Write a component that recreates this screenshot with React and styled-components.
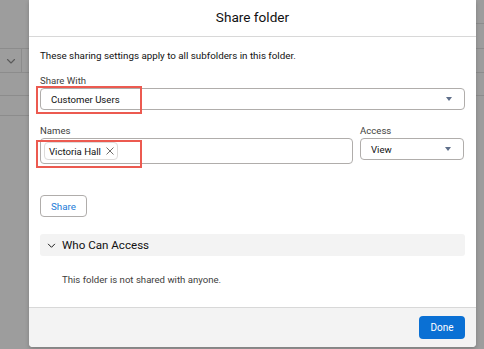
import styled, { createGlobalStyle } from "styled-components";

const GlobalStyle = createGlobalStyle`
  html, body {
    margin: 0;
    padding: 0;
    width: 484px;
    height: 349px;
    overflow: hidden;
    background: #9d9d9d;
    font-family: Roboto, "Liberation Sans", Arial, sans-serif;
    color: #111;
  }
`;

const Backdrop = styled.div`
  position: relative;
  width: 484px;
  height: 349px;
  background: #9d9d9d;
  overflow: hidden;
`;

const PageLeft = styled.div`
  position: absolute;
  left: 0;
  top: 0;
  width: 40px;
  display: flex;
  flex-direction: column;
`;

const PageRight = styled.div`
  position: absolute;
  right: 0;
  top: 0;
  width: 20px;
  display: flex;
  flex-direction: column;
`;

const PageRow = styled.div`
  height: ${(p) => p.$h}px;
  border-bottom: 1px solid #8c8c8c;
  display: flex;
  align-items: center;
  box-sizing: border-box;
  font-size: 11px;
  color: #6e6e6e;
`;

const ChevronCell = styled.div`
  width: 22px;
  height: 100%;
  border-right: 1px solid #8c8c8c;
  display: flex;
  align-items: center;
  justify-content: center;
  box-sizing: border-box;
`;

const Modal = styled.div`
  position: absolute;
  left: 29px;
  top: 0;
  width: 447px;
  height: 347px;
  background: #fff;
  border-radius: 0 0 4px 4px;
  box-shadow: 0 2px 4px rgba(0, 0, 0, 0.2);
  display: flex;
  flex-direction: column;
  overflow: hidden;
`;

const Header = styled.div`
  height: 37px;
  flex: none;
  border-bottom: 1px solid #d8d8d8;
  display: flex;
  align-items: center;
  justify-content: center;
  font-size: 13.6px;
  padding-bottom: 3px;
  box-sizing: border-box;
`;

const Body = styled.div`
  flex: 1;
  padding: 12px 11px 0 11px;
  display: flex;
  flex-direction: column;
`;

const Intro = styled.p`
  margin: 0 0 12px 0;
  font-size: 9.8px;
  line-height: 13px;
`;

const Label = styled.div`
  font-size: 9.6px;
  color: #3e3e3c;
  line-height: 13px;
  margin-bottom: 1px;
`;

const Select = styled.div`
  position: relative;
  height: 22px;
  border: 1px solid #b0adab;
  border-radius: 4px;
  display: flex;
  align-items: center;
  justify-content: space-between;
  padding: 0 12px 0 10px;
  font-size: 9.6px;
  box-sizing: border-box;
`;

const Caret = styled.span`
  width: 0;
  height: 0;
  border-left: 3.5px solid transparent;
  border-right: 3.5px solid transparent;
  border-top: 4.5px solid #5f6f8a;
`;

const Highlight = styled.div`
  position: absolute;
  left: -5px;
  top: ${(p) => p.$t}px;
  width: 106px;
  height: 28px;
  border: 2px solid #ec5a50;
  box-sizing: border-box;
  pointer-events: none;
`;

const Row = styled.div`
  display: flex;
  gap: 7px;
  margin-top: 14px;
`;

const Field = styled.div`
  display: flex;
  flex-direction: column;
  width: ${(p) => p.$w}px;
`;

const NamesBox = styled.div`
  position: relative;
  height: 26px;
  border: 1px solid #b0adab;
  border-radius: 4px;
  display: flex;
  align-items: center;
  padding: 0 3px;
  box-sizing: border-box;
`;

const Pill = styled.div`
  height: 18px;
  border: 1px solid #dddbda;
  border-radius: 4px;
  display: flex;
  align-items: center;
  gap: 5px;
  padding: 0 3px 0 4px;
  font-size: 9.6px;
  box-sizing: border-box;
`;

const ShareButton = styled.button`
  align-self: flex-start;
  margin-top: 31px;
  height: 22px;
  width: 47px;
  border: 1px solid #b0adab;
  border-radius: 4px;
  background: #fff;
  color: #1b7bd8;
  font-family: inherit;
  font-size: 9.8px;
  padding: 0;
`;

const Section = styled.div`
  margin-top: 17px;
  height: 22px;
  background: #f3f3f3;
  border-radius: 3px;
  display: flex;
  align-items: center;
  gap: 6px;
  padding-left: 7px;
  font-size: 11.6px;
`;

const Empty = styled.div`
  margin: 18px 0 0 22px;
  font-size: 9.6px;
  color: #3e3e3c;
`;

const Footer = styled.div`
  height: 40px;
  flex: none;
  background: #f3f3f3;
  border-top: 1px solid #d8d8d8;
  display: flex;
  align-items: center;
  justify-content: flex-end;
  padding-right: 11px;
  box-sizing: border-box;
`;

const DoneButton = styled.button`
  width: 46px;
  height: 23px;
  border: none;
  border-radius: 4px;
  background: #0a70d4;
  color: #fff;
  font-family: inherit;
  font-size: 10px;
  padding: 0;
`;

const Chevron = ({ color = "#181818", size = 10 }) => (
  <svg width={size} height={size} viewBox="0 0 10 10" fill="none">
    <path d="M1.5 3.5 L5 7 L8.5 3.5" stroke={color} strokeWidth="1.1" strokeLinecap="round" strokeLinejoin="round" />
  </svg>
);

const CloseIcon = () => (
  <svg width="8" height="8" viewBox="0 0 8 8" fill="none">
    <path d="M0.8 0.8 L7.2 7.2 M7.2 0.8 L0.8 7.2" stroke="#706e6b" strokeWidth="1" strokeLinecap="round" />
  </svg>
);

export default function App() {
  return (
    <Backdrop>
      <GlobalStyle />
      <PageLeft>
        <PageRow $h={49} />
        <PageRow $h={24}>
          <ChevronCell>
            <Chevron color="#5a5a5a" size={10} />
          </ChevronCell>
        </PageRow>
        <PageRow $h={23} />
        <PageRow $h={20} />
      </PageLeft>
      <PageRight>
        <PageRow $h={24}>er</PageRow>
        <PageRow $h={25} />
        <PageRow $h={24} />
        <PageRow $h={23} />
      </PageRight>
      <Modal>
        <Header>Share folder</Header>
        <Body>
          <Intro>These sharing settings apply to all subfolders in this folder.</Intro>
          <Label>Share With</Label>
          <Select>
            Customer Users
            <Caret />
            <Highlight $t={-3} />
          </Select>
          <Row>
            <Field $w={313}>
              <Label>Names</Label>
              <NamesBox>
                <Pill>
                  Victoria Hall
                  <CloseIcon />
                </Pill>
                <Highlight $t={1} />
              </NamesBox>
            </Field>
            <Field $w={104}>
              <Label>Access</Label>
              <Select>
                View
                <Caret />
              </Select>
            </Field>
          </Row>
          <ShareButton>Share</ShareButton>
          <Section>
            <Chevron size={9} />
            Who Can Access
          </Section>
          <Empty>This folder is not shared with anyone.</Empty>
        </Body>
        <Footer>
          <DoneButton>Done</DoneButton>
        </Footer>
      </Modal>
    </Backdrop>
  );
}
┄┄┄┄┄┄┄┄┄┄┄┄┄┄┄┄┄┄┄┄
- [TASK DIRECTIONS]:
Set down the complete material exactly, but do not include the images.

- [TASK RESPONSE]:
Write a component that recreates this screenshot with React and styled-components.
import styled, { createGlobalStyle } from "styled-components";

const GlobalStyle = createGlobalStyle`
  html, body {
    margin: 0;
    padding: 0;
    width: 484px;
    height: 349px;
    overflow: hidden;
    background: #9d9d9d;
    font-family: Roboto, "Liberation Sans", Arial, sans-serif;
    color: #111;
  }
`;

const Backdrop = styled.div`
  position: relative;
  width: 484px;
  height: 349px;
  background: #9d9d9d;
  overflow: hidden;
`;

const PageLeft = styled.div`
  position: absolute;
  left: 0;
  top: 0;
  width: 40px;
  display: flex;
  flex-direction: column;
`;

const PageRight = styled.div`
  position: absolute;
  right: 0;
  top: 0;
  width: 20px;
  display: flex;
  flex-direction: column;
`;

const PageRow = styled.div`
  height: ${(p) => p.$h}px;
  border-bottom: 1px solid #8c8c8c;
  display: flex;
  align-items: center;
  box-sizing: border-box;
  font-size: 11px;
  color: #6e6e6e;
`;

const ChevronCell = styled.div`
  width: 22px;
  height: 100%;
  border-right: 1px solid #8c8c8c;
  display: flex;
  align-items: center;
  justify-content: center;
  box-sizing: border-box;
`;

const Modal = styled.div`
  position: absolute;
  left: 29px;
  top: 0;
  width: 447px;
  height: 347px;
  background: #fff;
  border-radius: 0 0 4px 4px;
  box-shadow: 0 2px 4px rgba(0, 0, 0, 0.2);
  display: flex;
  flex-direction: column;
  overflow: hidden;
`;

const Header = styled.div`
  height: 37px;
  flex: none;
  border-bottom: 1px solid #d8d8d8;
  display: flex;
  align-items: center;
  justify-content: center;
  font-size: 13.6px;
  padding-bottom: 3px;
  box-sizing: border-box;
`;

const Body = styled.div`
  flex: 1;
  padding: 12px 11px 0 11px;
  display: flex;
  flex-direction: column;
`;

const Intro = styled.p`
  margin: 0 0 12px 0;
  font-size: 9.8px;
  line-height: 13px;
`;

const Label = styled.div`
  font-size: 9.6px;
  color: #3e3e3c;
  line-height: 13px;
  margin-bottom: 1px;
`;

const Select = styled.div`
  position: relative;
  height: 22px;
  border: 1px solid #b0adab;
  border-radius: 4px;
  display: flex;
  align-items: center;
  justify-content: space-between;
  padding: 0 12px 0 10px;
  font-size: 9.6px;
  box-sizing: border-box;
`;

const Caret = styled.span`
  width: 0;
  height: 0;
  border-left: 3.5px solid transparent;
  border-right: 3.5px solid transparent;
  border-top: 4.5px solid #5f6f8a;
`;

const Highlight = styled.div`
  position: absolute;
  left: -5px;
  top: ${(p) => p.$t}px;
  width: 106px;
  height: 28px;
  border: 2px solid #ec5a50;
  box-sizing: border-box;
  pointer-events: none;
`;

const Row = styled.div`
  display: flex;
  gap: 7px;
  margin-top: 14px;
`;

const Field = styled.div`
  display: flex;
  flex-direction: column;
  width: ${(p) => p.$w}px;
`;

const NamesBox = styled.div`
  position: relative;
  height: 26px;
  border: 1px solid #b0adab;
  border-radius: 4px;
  display: flex;
  align-items: center;
  padding: 0 3px;
  box-sizing: border-box;
`;

const Pill = styled.div`
  height: 18px;
  border: 1px solid #dddbda;
  border-radius: 4px;
  display: flex;
  align-items: center;
  gap: 5px;
  padding: 0 3px 0 4px;
  font-size: 9.6px;
  box-sizing: border-box;
`;

const ShareButton = styled.button`
  align-self: flex-start;
  margin-top: 31px;
  height: 22px;
  width: 47px;
  border: 1px solid #b0adab;
  border-radius: 4px;
  background: #fff;
  color: #1b7bd8;
  font-family: inherit;
  font-size: 9.8px;
  padding: 0;
`;

const Section = styled.div`
  margin-top: 17px;
  height: 22px;
  background: #f3f3f3;
  border-radius: 3px;
  display: flex;
  align-items: center;
  gap: 6px;
  padding-left: 7px;
  font-size: 11.6px;
`;

const Empty = styled.div`
  margin: 18px 0 0 22px;
  font-size: 9.6px;
  color: #3e3e3c;
`;

const Footer = styled.div`
  height: 40px;
  flex: none;
  background: #f3f3f3;
  border-top: 1px solid #d8d8d8;
  display: flex;
  align-items: center;
  justify-content: flex-end;
  padding-right: 11px;
  box-sizing: border-box;
`;

const DoneButton = styled.button`
  width: 46px;
  height: 23px;
  border: none;
  border-radius: 4px;
  background: #0a70d4;
  color: #fff;
  font-family: inherit;
  font-size: 10px;
  padding: 0;
`;

const Chevron = ({ color = "#181818", size = 10 }) => (
  <svg width={size} height={size} viewBox="0 0 10 10" fill="none">
    <path d="M1.5 3.5 L5 7 L8.5 3.5" stroke={color} strokeWidth="1.1" strokeLinecap="round" strokeLinejoin="round" />
  </svg>
);

const CloseIcon = () => (
  <svg width="8" height="8" viewBox="0 0 8 8" fill="none">
    <path d="M0.8 0.8 L7.2 7.2 M7.2 0.8 L0.8 7.2" stroke="#706e6b" strokeWidth="1" strokeLinecap="round" />
  </svg>
);

export default function App() {
  return (
    <Backdrop>
      <GlobalStyle />
      <PageLeft>
        <PageRow $h={49} />
        <PageRow $h={24}>
          <ChevronCell>
            <Chevron color="#5a5a5a" size={10} />
          </ChevronCell>
        </PageRow>
        <PageRow $h={23} />
        <PageRow $h={20} />
      </PageLeft>
      <PageRight>
        <PageRow $h={24}>er</PageRow>
        <PageRow $h={25} />
        <PageRow $h={24} />
        <PageRow $h={23} />
      </PageRight>
      <Modal>
        <Header>Share folder</Header>
        <Body>
          <Intro>These sharing settings apply to all subfolders in this folder.</Intro>
          <Label>Share With</Label>
          <Select>
            Customer Users
            <Caret />
            <Highlight $t={-3} />
          </Select>
          <Row>
            <Field $w={313}>
              <Label>Names</Label>
              <NamesBox>
                <Pill>
                  Victoria Hall
                  <CloseIcon />
                </Pill>
                <Highlight $t={1} />
              </NamesBox>
            </Field>
            <Field $w={104}>
              <Label>Access</Label>
              <Select>
                View
                <Caret />
              </Select>
            </Field>
          </Row>
          <ShareButton>Share</ShareButton>
          <Section>
            <Chevron size={9} />
            Who Can Access
          </Section>
          <Empty>This folder is not shared with anyone.</Empty>
        </Body>
        <Footer>
          <DoneButton>Done</DoneButton>
        </Footer>
      </Modal>
    </Backdrop>
  );
}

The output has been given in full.